J’essaye de me rassurer, en me rattachant à ces petits moments, lorsque je rentre, qui me donnent l’impression que Beyrouth est toujours nôtre.

Mais je sais que ce n’est plus le cas, depuis longtemps déjà.

Depuis toujours peut-être.

Nombreuses fois, nous avons essuyé la poussière de nos épaules, et nous avons poursuivi, comme si de rien n’était.

T3ich w tekol ghayra… (Vis, et manges-en une autre)

Des mots qu’on connaît trop bien.

Aujourd’hui, même le Libanais s’admet perdant.

Et son discours n’est plus le même.

Celui qui est resté est reconnaissant d’être toujours vivant.

Oui, notre gratitude s’est réduite à ça : être en vie.

Tout le reste, il n’a déjà plus.

Tout le reste ne compte plus, quand il a peur pour sa vie, et qu’il prie voir un nouveau lever du soleil le lendemain.

Alors chaque coucher du soleil sur notre Méditerranée, et sur nos montagnes glorieuses semble miraculeux, parce que ça, on ne peut nous le voler.

Quand il n’a plus rien, il lui reste toujours sa terre.

Elle est peut-être un peu là, l’unicité du Libanais, sa beauté…

Celui qui est parti prie de ne pas oublier ses racines.

Il cherche son pays dans des terres étrangères, et se console à peindre son Liban idéal sur la toile des autres, ceux qui ne sont pas de chez nous.

Ils les regardent envier notre pays et son peuple, nos soirées hors de ce monde, nos montagnes qui embrassent notre mer.

Ils les regardent et se nourrissent de leur innocente jalousie.

Il leur parle de notre communauté, de l’inconnu qu’il considère frère juste parce que lui aussi est de chez nous, parce qu’il comprend.

Il leur donne l’impression que nous sommes spéciales, et que nulle part ailleurs il ne pourra retrouver sa tranquillité, son apogée.

Ils nous jalousent gentiment, et pour quelques instants ça fait du bien.

Mais au fond, l’expatrié sait que lui aussi aimerait croire à son rêve libanais.

Je raviverai toujours ma fierté pour la nationalité dans le regard des autres.

Nous sommes les protecteurs de la flamme libanaise, de sa furie.

De sa grandeur et de sa puissance.

Le Liban ne survit pas, il vit en nous.

Il vit. Librement. Complètement.

Et pour toujours.

Tant qu’on lutte, nous ne pouvons pas perdre.

Et peu importe la situation actuelle, le rêve, les aspirations et j’oserai même dire l’espoir ne se dissipent pas.

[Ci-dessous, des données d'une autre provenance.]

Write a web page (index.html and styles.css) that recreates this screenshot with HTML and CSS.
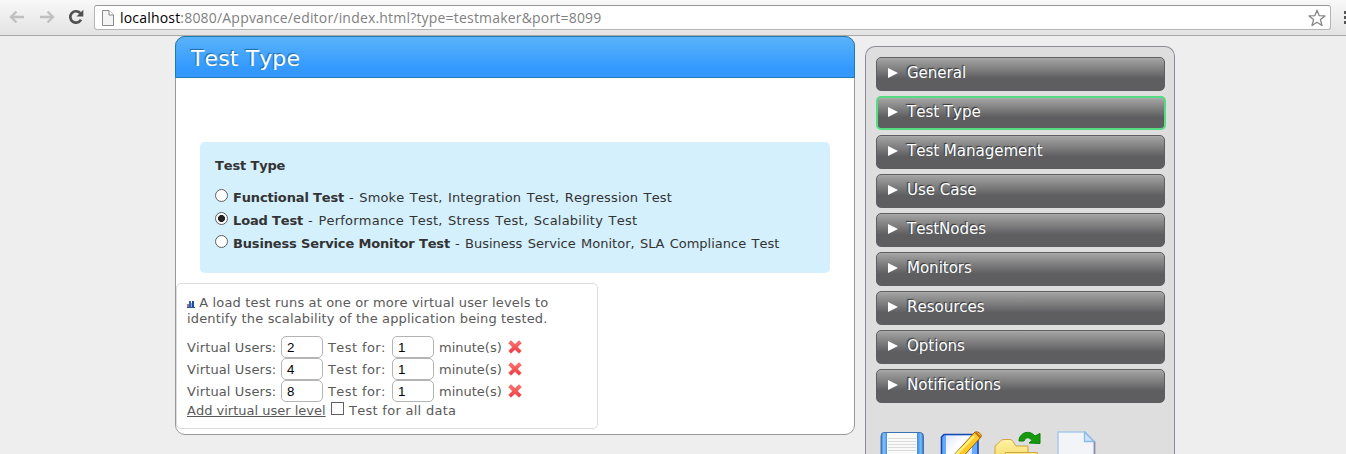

Vous pouvez nous voler de tout, mais pas de l’esprit libanais.

Comme un premier amour, le Liban ne s’oublie pas.

Nous y avons grandi, nous avons appris.

Nous sommes nés dans les bras d’une civilisation mourante.

Et pourtant…

Pourtant nous sommes toujours là, et notre civilisation, du Liban ou d’ailleurs ne meurt pas.